* _EXERCISE TASK_: Pull every line containing "styles" from the entries.

:: INPUT ROWS ::

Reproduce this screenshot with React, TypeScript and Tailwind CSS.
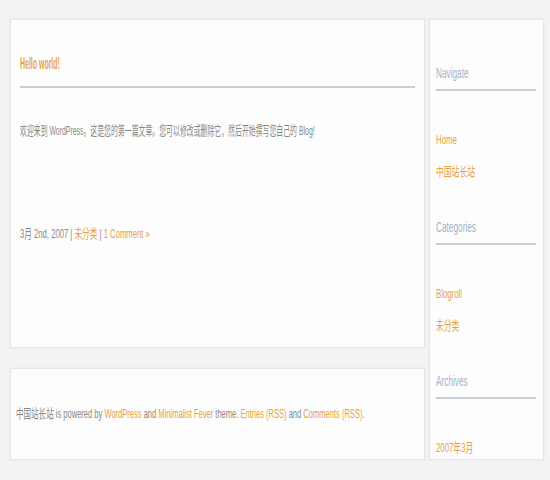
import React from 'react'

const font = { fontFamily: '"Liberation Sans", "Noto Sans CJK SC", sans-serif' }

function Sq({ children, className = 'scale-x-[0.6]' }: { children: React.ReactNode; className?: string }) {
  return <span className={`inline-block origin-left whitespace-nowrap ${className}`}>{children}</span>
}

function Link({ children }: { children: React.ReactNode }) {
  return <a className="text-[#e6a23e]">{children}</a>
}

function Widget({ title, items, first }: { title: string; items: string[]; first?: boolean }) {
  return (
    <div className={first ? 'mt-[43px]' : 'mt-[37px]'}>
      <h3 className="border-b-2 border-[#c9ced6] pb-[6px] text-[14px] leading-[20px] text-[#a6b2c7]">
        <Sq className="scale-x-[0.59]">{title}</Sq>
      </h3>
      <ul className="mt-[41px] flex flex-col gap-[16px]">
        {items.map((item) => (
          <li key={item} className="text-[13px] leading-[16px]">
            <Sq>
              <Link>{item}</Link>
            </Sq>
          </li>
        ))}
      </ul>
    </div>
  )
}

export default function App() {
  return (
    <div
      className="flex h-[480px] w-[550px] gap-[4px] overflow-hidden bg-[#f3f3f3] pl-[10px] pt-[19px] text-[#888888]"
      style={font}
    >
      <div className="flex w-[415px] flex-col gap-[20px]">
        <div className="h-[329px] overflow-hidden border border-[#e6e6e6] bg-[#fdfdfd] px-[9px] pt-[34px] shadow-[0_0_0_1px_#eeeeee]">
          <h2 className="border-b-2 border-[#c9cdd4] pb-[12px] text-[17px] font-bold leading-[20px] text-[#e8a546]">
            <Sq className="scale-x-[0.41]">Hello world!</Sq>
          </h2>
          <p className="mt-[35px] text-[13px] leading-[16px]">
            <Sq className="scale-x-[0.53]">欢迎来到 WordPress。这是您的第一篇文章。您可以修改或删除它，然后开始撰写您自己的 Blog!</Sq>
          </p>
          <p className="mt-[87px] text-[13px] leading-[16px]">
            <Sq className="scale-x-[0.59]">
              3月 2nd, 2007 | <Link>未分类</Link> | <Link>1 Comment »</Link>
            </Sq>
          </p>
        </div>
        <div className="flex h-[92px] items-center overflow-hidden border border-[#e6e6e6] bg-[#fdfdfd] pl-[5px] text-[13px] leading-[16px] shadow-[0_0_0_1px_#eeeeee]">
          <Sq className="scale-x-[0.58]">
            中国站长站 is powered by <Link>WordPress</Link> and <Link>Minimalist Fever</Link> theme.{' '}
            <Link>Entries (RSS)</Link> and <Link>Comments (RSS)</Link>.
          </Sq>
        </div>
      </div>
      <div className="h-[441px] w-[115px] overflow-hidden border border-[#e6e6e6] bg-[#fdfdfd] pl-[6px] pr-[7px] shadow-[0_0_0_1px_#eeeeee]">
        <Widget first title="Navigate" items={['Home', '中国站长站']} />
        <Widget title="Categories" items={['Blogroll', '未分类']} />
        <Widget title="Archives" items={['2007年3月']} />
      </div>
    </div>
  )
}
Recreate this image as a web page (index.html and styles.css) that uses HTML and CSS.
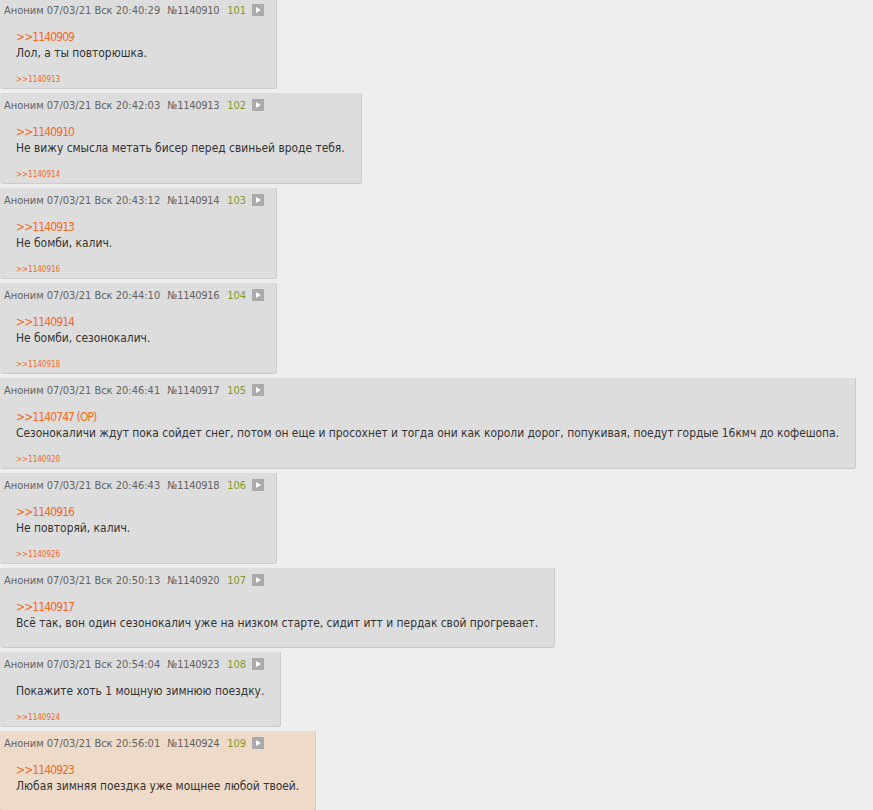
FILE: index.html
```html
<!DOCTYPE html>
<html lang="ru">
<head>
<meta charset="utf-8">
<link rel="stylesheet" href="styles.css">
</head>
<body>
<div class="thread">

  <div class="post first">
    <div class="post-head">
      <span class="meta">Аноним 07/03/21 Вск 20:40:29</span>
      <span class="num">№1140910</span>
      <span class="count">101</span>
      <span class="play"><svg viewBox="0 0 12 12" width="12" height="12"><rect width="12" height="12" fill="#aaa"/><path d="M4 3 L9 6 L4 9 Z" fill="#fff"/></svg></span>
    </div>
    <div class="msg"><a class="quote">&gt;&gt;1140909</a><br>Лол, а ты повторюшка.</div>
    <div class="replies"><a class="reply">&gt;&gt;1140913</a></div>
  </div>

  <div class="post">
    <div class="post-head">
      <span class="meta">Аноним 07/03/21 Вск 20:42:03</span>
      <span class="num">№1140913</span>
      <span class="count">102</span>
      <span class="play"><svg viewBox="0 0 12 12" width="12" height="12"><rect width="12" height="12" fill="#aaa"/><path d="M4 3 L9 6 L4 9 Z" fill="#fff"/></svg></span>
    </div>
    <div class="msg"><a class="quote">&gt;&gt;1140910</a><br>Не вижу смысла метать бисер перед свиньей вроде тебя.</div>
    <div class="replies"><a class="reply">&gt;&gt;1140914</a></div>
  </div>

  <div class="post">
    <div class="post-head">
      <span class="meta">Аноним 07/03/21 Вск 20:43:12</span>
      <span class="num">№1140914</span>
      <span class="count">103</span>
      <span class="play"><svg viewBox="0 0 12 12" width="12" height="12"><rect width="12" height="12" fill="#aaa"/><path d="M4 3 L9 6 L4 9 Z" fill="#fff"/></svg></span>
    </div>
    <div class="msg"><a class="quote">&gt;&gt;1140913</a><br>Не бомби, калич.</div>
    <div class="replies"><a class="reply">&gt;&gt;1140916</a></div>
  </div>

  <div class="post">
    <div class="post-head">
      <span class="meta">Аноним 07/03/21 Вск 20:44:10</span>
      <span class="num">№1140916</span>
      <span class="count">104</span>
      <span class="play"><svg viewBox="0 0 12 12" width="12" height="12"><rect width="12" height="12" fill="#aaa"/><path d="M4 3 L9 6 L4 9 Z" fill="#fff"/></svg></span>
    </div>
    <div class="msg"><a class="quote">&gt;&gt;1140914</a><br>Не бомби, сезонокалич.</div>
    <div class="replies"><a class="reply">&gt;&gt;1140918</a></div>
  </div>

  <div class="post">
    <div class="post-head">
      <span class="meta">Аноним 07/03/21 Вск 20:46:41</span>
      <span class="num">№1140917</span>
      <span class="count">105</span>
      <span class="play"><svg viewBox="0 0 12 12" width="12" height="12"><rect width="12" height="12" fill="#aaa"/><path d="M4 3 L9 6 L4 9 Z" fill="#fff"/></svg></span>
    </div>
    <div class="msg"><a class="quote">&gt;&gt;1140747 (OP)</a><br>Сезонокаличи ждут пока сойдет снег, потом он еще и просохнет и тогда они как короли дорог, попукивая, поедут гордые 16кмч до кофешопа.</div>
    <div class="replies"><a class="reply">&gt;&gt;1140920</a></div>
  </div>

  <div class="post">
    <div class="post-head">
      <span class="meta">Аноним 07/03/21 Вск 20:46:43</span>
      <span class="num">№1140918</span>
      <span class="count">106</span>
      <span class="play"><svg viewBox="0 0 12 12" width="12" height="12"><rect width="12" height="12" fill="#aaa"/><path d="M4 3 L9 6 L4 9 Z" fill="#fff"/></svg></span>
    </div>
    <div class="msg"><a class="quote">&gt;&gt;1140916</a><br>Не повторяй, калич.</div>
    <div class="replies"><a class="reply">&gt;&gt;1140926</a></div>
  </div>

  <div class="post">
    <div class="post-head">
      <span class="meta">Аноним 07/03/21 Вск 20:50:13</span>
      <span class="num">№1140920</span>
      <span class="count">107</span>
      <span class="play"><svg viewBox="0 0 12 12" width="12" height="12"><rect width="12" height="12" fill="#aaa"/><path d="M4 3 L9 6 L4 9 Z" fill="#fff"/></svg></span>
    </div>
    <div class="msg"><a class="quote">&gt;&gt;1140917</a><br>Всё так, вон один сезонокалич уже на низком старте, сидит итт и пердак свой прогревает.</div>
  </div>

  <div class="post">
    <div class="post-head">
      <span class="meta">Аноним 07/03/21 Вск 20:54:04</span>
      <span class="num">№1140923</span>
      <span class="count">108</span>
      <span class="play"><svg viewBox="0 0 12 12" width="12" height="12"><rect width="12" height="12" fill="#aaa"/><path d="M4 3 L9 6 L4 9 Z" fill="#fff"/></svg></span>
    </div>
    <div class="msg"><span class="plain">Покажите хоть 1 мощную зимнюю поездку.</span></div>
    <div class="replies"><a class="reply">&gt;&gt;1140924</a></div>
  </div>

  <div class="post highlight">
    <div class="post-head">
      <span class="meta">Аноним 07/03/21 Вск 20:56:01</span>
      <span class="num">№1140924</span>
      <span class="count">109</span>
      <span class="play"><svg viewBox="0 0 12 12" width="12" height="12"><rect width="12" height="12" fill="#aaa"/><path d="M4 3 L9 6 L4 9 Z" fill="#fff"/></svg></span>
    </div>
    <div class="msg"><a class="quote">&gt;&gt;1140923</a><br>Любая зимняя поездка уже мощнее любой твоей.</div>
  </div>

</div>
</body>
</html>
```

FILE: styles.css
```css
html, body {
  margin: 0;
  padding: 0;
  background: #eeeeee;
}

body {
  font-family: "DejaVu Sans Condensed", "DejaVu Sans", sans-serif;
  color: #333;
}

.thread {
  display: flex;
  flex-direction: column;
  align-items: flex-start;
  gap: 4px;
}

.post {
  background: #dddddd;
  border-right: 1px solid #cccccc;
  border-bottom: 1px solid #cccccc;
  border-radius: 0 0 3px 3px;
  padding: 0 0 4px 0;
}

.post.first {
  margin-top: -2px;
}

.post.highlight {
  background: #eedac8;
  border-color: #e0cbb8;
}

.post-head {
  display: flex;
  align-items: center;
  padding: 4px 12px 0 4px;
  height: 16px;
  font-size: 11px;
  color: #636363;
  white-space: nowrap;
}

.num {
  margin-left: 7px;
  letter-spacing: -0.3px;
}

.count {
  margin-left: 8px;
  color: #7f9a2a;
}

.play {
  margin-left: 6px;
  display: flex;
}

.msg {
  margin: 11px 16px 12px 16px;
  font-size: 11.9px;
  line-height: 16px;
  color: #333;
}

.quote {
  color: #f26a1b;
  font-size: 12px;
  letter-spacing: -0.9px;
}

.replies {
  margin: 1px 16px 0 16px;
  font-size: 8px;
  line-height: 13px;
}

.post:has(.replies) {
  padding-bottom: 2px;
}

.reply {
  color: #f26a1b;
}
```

:::

* _CORRECT RESULT_:
Recreate this image as a web page (index.html and styles.css) that uses HTML and CSS.
<link rel="stylesheet" href="styles.css">
FILE: styles.css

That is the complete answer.